Well you could look at that band
And at first sight
Say that certain rules about modern music
Wouldn’t apply tonight.

Twangy sounds of the cheapest kind,
Like « Guitar sale $29.99 »
Bold and brash, stark and still,
Like the heats turned off
And you can’t pay the bill.
How in the world were they making that sound?
Velvet Underground.

Both guitars got the fuzz tone on
The drummer’s standing upright pounding along
A howl, a tone, a feedback whine
Biker boys meet the college kind
How in the world were they making that sound?
Velvet Underground.

Wild wild parties when they start to unwind
A close encounter of the thirdest kind
On the bandstand grooving, everybody moving
How in the world are they making that sound?
Velvet Underground.

Excusez du peu mais c’est quand même un moins contrit du fion que la muséographie mortifère de Rudolph Burger**.

Rock and roll, but not like the rest.

Qu’est-ce que tu veux de plus ?

Il n’y a que quelques grands stylistes dans l’art immortel du Rock’n’Roll : Bo Diddley, Chuck Berry, Eddie Cochran, Buddy Holly et un petit juif un peu tout nul de la Nouvelle Angleterre.

L’essentiel de la foi tient en peu de choses, vous savez.

Donc, Moi, Jonathan. Je, Jonathan.

Le dernier album important de Jojo, avant qu’il ne devienne vraiment, selon les propos moqueurs nonobstant prophétiques de mon cher oncle, rien qu’un « humoriste américain ».

Un disque important ? Non, tu crois ?

Pas grand chose, en fait.
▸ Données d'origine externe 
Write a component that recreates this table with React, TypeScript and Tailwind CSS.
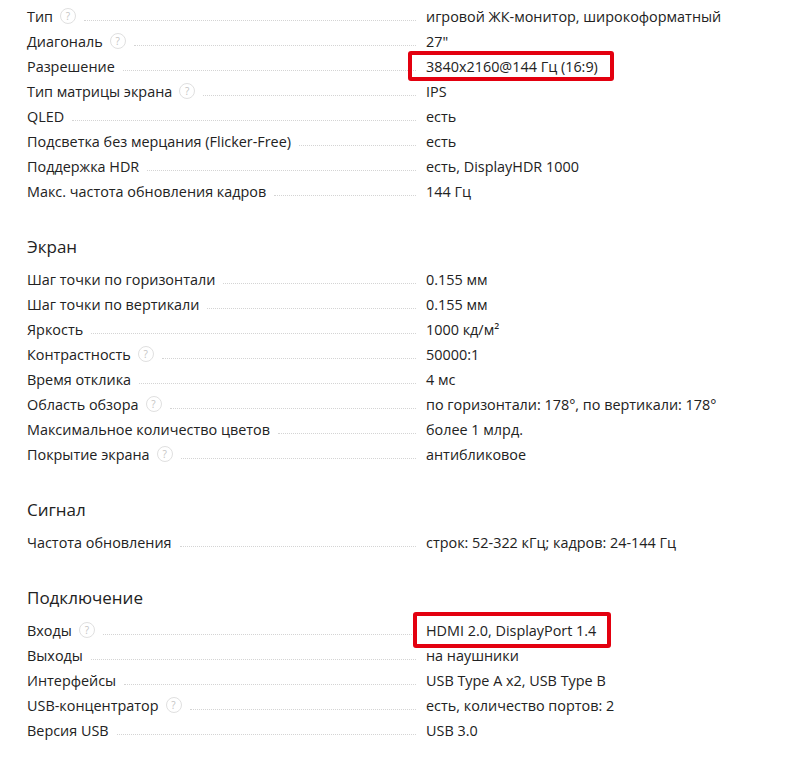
type Spec = {
  label: string;
  value: string;
  hint?: boolean;
  highlight?: 'sm' | 'lg';
};

type Section = {
  title?: string;
  rows: Spec[];
};

const sections: Section[] = [
  {
    rows: [
      { label: 'Тип', value: 'игровой ЖК-монитор, широкоформатный', hint: true },
      { label: 'Диагональ', value: '27"', hint: true },
      { label: 'Разрешение', value: '3840x2160@144 Гц (16:9)', highlight: 'sm' },
      { label: 'Тип матрицы экрана', value: 'IPS', hint: true },
      { label: 'QLED', value: 'есть' },
      { label: 'Подсветка без мерцания (Flicker-Free)', value: 'есть' },
      { label: 'Поддержка HDR', value: 'есть, DisplayHDR 1000' },
      { label: 'Макс. частота обновления кадров', value: '144 Гц' },
    ],
  },
  {
    title: 'Экран',
    rows: [
      { label: 'Шаг точки по горизонтали', value: '0.155 мм' },
      { label: 'Шаг точки по вертикали', value: '0.155 мм' },
      { label: 'Яркость', value: '1000 кд/м²' },
      { label: 'Контрастность', value: '50000:1', hint: true },
      { label: 'Время отклика', value: '4 мс' },
      { label: 'Область обзора', value: 'по горизонтали: 178°, по вертикали: 178°', hint: true },
      { label: 'Максимальное количество цветов', value: 'более 1 млрд.' },
      { label: 'Покрытие экрана', value: 'антибликовое', hint: true },
    ],
  },
  {
    title: 'Сигнал',
    rows: [{ label: 'Частота обновления', value: 'строк: 52-322 кГц; кадров: 24-144 Гц' }],
  },
  {
    title: 'Подключение',
    rows: [
      { label: 'Входы', value: 'HDMI 2.0, DisplayPort 1.4', hint: true, highlight: 'lg' },
      { label: 'Выходы', value: 'на наушники' },
      { label: 'Интерфейсы', value: 'USB Type A x2, USB Type B' },
      { label: 'USB-концентратор', value: 'есть, количество портов: 2', hint: true },
      { label: 'Версия USB', value: 'USB 3.0' },
    ],
  },
];

function Hint() {
  return (
    <span className="ml-[7px] inline-flex h-[16px] w-[16px] shrink-0 items-center justify-center rounded-full border border-[#e0e0e0] text-[10px] leading-none text-[#c4c4c4]">
      ?
    </span>
  );
}

function Row({ spec }: { spec: Spec }) {
  return (
    <div className="flex h-[25px] items-center">
      <div className="flex w-[389px] items-center">
        <span className="whitespace-nowrap">{spec.label}</span>
        {spec.hint && <Hint />}
        <span className="ml-[8px] mt-[8px] flex-1 border-b border-dotted border-[#d4d4d4]" />
      </div>
      <div className="relative ml-[10px] whitespace-nowrap leading-[21px]">
        {spec.value}
        {/* red marker boxes drawn over the value */}
        {spec.highlight === 'sm' && (
          <span className="absolute left-[-18px] right-[-16px] top-[-5px] bottom-[-4px] rounded-[3px] border-[4px] border-[#e3000f]" />
        )}
        {spec.highlight === 'lg' && (
          <span className="absolute left-[-13px] right-[-15px] top-[-8px] bottom-[-7px] rounded-[3px] border-[4px] border-[#e3000f]" />
        )}
      </div>
    </div>
  );
}

export default function App() {
  return (
    <div
      className="min-h-[773px] w-[793px] bg-white pl-[27px] pt-[4px] text-[14.4px] text-[#222]"
      style={{ fontFamily: '"Open Sans", "Liberation Sans", sans-serif' }}
    >
      {sections.map((section, i) => (
        <div key={i} className={section.title ? 'mt-[30px]' : ''}>
          {section.title && (
            <h2 className="mb-[8px] h-[25px] text-[17px] leading-[25px] text-[#222]">{section.title}</h2>
          )}
          {section.rows.map((row) => (
            <Row key={row.label} spec={row} />
          ))}
        </div>
      ))}
    </div>
  );
}
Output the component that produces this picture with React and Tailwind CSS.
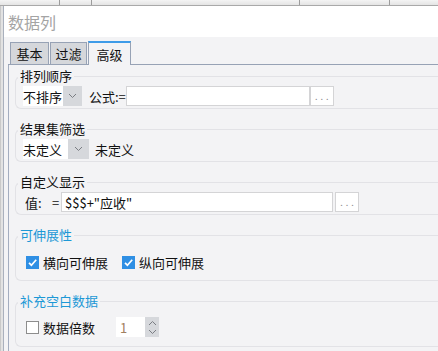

Une chouette marinière sur la pochette, aussi.

Mais il le fait quand même, ce merveilleux couillon. 

Jojo, quoi.

Et toi qui ne le connais que trop peu, achète donc cette réédition sans aucun bonus avant que je ne te course en sandales sur la route de Damas en te jetant violemment des pierres à la tête, je te prie.

* Je parle ici de manière rétrospective, j’ai vraiment une hâte insensée, quasiment urinaire, presque sournoise d’écouter, comme tout un chacun, le coffret 18 cd des sessions de New York, pas vous ? 🤓
** Qui a du les voir un peu moins en concert, ce que je ne puis lui reprocher en aucun cas.